→ SOURCE DATA
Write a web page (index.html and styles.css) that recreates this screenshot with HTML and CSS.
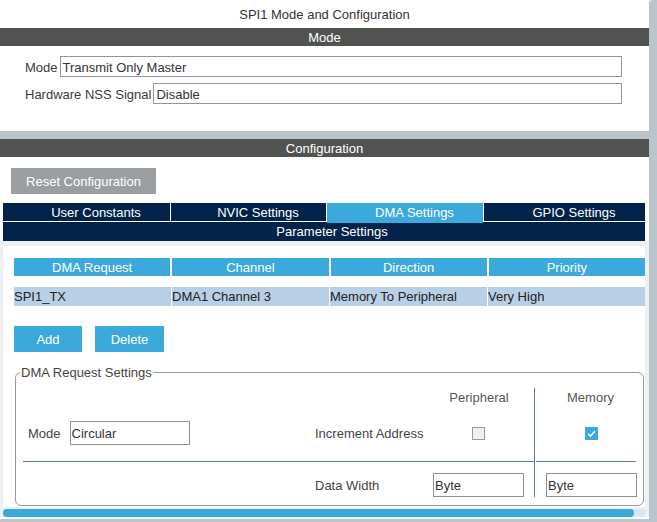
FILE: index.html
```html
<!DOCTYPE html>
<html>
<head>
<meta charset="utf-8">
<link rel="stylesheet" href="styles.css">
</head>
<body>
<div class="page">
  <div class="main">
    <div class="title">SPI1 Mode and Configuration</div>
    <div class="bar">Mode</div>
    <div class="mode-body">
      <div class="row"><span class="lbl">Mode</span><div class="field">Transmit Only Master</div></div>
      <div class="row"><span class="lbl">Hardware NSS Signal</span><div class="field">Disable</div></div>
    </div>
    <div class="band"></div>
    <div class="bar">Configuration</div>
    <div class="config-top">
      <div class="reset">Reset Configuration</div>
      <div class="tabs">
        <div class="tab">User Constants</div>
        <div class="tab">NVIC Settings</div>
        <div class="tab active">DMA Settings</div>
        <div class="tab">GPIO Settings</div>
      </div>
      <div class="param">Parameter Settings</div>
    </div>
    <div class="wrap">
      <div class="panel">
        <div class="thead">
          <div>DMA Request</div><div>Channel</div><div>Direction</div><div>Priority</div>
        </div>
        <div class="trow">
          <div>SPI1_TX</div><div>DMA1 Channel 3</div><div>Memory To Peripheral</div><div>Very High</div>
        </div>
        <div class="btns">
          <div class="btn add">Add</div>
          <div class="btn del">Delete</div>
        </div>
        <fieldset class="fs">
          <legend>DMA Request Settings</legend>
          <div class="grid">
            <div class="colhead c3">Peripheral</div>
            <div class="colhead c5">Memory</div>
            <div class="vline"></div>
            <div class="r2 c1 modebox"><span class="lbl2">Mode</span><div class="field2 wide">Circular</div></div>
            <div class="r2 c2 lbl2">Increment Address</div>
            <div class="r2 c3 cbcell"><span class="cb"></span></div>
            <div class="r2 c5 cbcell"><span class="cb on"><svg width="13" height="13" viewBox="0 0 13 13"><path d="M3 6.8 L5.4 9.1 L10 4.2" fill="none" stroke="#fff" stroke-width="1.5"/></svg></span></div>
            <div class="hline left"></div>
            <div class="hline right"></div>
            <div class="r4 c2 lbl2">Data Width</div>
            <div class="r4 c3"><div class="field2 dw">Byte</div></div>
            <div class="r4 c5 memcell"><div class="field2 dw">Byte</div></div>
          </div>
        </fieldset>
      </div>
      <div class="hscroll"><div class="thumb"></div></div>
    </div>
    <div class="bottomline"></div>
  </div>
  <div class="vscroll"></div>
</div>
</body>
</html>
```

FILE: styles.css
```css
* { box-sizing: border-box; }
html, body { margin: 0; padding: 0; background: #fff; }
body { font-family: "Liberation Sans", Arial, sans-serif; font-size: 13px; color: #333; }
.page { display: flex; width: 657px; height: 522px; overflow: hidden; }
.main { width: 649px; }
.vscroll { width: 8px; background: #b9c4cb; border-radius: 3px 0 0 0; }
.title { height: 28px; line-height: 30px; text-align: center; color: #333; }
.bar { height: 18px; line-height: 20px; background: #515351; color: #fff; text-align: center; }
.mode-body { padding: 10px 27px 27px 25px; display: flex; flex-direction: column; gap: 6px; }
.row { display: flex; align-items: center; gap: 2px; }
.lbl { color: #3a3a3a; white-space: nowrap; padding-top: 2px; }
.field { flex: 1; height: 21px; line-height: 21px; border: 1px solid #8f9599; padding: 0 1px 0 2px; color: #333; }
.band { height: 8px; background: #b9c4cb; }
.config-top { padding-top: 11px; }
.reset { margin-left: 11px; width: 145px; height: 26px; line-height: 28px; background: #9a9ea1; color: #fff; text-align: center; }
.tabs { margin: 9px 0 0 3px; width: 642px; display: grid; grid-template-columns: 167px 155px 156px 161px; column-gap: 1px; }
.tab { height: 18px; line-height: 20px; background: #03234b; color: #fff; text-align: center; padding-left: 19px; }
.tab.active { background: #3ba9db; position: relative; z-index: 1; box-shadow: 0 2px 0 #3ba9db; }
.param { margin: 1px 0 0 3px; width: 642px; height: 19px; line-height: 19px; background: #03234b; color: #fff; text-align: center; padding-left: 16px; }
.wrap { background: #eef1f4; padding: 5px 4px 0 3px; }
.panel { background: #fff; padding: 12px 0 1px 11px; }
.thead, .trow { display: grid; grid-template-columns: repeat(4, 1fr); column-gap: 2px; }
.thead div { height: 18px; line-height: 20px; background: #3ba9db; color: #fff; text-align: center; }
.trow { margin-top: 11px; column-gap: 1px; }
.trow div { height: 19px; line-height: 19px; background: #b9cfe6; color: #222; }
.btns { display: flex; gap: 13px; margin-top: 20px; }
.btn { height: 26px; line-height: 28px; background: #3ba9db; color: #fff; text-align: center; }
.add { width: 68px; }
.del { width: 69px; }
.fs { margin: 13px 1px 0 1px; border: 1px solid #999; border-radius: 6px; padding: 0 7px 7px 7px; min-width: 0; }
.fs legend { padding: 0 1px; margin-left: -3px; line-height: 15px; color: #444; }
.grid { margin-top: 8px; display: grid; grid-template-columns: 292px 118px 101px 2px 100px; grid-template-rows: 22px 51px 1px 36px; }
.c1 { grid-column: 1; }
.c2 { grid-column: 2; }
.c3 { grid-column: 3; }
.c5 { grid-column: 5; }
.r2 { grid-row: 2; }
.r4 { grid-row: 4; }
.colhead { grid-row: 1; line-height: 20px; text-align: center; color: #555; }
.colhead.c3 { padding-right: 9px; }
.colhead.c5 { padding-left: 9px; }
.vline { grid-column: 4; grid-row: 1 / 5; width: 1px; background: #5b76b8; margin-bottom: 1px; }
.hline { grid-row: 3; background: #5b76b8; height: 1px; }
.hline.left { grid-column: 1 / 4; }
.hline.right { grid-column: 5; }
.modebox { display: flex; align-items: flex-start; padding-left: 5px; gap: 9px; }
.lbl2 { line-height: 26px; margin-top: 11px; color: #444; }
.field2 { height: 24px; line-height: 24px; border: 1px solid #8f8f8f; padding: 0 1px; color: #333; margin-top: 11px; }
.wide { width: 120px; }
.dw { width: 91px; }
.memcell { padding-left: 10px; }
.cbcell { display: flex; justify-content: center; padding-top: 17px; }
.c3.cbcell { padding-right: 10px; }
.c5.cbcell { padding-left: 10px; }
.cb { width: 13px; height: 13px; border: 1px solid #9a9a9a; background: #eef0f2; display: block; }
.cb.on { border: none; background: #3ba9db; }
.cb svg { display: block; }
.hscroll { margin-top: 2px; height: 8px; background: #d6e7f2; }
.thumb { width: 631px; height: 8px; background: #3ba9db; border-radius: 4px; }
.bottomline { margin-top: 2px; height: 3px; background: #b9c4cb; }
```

→ YOUR GOAL
Make an exact copy of the whole listing, but don't bring over any pictures.

→ EXERCISE ANSWER
Write a web page (index.html and styles.css) that recreates this screenshot with HTML and CSS.
FILE: index.html
```html
<!DOCTYPE html>
<html>
<head>
<meta charset="utf-8">
<link rel="stylesheet" href="styles.css">
</head>
<body>
<div class="page">
  <div class="main">
    <div class="title">SPI1 Mode and Configuration</div>
    <div class="bar">Mode</div>
    <div class="mode-body">
      <div class="row"><span class="lbl">Mode</span><div class="field">Transmit Only Master</div></div>
      <div class="row"><span class="lbl">Hardware NSS Signal</span><div class="field">Disable</div></div>
    </div>
    <div class="band"></div>
    <div class="bar">Configuration</div>
    <div class="config-top">
      <div class="reset">Reset Configuration</div>
      <div class="tabs">
        <div class="tab">User Constants</div>
        <div class="tab">NVIC Settings</div>
        <div class="tab active">DMA Settings</div>
        <div class="tab">GPIO Settings</div>
      </div>
      <div class="param">Parameter Settings</div>
    </div>
    <div class="wrap">
      <div class="panel">
        <div class="thead">
          <div>DMA Request</div><div>Channel</div><div>Direction</div><div>Priority</div>
        </div>
        <div class="trow">
          <div>SPI1_TX</div><div>DMA1 Channel 3</div><div>Memory To Peripheral</div><div>Very High</div>
        </div>
        <div class="btns">
          <div class="btn add">Add</div>
          <div class="btn del">Delete</div>
        </div>
        <fieldset class="fs">
          <legend>DMA Request Settings</legend>
          <div class="grid">
            <div class="colhead c3">Peripheral</div>
            <div class="colhead c5">Memory</div>
            <div class="vline"></div>
            <div class="r2 c1 modebox"><span class="lbl2">Mode</span><div class="field2 wide">Circular</div></div>
            <div class="r2 c2 lbl2">Increment Address</div>
            <div class="r2 c3 cbcell"><span class="cb"></span></div>
            <div class="r2 c5 cbcell"><span class="cb on"><svg width="13" height="13" viewBox="0 0 13 13"><path d="M3 6.8 L5.4 9.1 L10 4.2" fill="none" stroke="#fff" stroke-width="1.5"/></svg></span></div>
            <div class="hline left"></div>
            <div class="hline right"></div>
            <div class="r4 c2 lbl2">Data Width</div>
            <div class="r4 c3"><div class="field2 dw">Byte</div></div>
            <div class="r4 c5 memcell"><div class="field2 dw">Byte</div></div>
          </div>
        </fieldset>
      </div>
      <div class="hscroll"><div class="thumb"></div></div>
    </div>
    <div class="bottomline"></div>
  </div>
  <div class="vscroll"></div>
</div>
</body>
</html>
```

FILE: styles.css
```css
* { box-sizing: border-box; }
html, body { margin: 0; padding: 0; background: #fff; }
body { font-family: "Liberation Sans", Arial, sans-serif; font-size: 13px; color: #333; }
.page { display: flex; width: 657px; height: 522px; overflow: hidden; }
.main { width: 649px; }
.vscroll { width: 8px; background: #b9c4cb; border-radius: 3px 0 0 0; }
.title { height: 28px; line-height: 30px; text-align: center; color: #333; }
.bar { height: 18px; line-height: 20px; background: #515351; color: #fff; text-align: center; }
.mode-body { padding: 10px 27px 27px 25px; display: flex; flex-direction: column; gap: 6px; }
.row { display: flex; align-items: center; gap: 2px; }
.lbl { color: #3a3a3a; white-space: nowrap; padding-top: 2px; }
.field { flex: 1; height: 21px; line-height: 21px; border: 1px solid #8f9599; padding: 0 1px 0 2px; color: #333; }
.band { height: 8px; background: #b9c4cb; }
.config-top { padding-top: 11px; }
.reset { margin-left: 11px; width: 145px; height: 26px; line-height: 28px; background: #9a9ea1; color: #fff; text-align: center; }
.tabs { margin: 9px 0 0 3px; width: 642px; display: grid; grid-template-columns: 167px 155px 156px 161px; column-gap: 1px; }
.tab { height: 18px; line-height: 20px; background: #03234b; color: #fff; text-align: center; padding-left: 19px; }
.tab.active { background: #3ba9db; position: relative; z-index: 1; box-shadow: 0 2px 0 #3ba9db; }
.param { margin: 1px 0 0 3px; width: 642px; height: 19px; line-height: 19px; background: #03234b; color: #fff; text-align: center; padding-left: 16px; }
.wrap { background: #eef1f4; padding: 5px 4px 0 3px; }
.panel { background: #fff; padding: 12px 0 1px 11px; }
.thead, .trow { display: grid; grid-template-columns: repeat(4, 1fr); column-gap: 2px; }
.thead div { height: 18px; line-height: 20px; background: #3ba9db; color: #fff; text-align: center; }
.trow { margin-top: 11px; column-gap: 1px; }
.trow div { height: 19px; line-height: 19px; background: #b9cfe6; color: #222; }
.btns { display: flex; gap: 13px; margin-top: 20px; }
.btn { height: 26px; line-height: 28px; background: #3ba9db; color: #fff; text-align: center; }
.add { width: 68px; }
.del { width: 69px; }
.fs { margin: 13px 1px 0 1px; border: 1px solid #999; border-radius: 6px; padding: 0 7px 7px 7px; min-width: 0; }
.fs legend { padding: 0 1px; margin-left: -3px; line-height: 15px; color: #444; }
.grid { margin-top: 8px; display: grid; grid-template-columns: 292px 118px 101px 2px 100px; grid-template-rows: 22px 51px 1px 36px; }
.c1 { grid-column: 1; }
.c2 { grid-column: 2; }
.c3 { grid-column: 3; }
.c5 { grid-column: 5; }
.r2 { grid-row: 2; }
.r4 { grid-row: 4; }
.colhead { grid-row: 1; line-height: 20px; text-align: center; color: #555; }
.colhead.c3 { padding-right: 9px; }
.colhead.c5 { padding-left: 9px; }
.vline { grid-column: 4; grid-row: 1 / 5; width: 1px; background: #5b76b8; margin-bottom: 1px; }
.hline { grid-row: 3; background: #5b76b8; height: 1px; }
.hline.left { grid-column: 1 / 4; }
.hline.right { grid-column: 5; }
.modebox { display: flex; align-items: flex-start; padding-left: 5px; gap: 9px; }
.lbl2 { line-height: 26px; margin-top: 11px; color: #444; }
.field2 { height: 24px; line-height: 24px; border: 1px solid #8f8f8f; padding: 0 1px; color: #333; margin-top: 11px; }
.wide { width: 120px; }
.dw { width: 91px; }
.memcell { padding-left: 10px; }
.cbcell { display: flex; justify-content: center; padding-top: 17px; }
.c3.cbcell { padding-right: 10px; }
.c5.cbcell { padding-left: 10px; }
.cb { width: 13px; height: 13px; border: 1px solid #9a9a9a; background: #eef0f2; display: block; }
.cb.on { border: none; background: #3ba9db; }
.cb svg { display: block; }
.hscroll { margin-top: 2px; height: 8px; background: #d6e7f2; }
.thumb { width: 631px; height: 8px; background: #3ba9db; border-radius: 4px; }
.bottomline { margin-top: 2px; height: 3px; background: #b9c4cb; }
```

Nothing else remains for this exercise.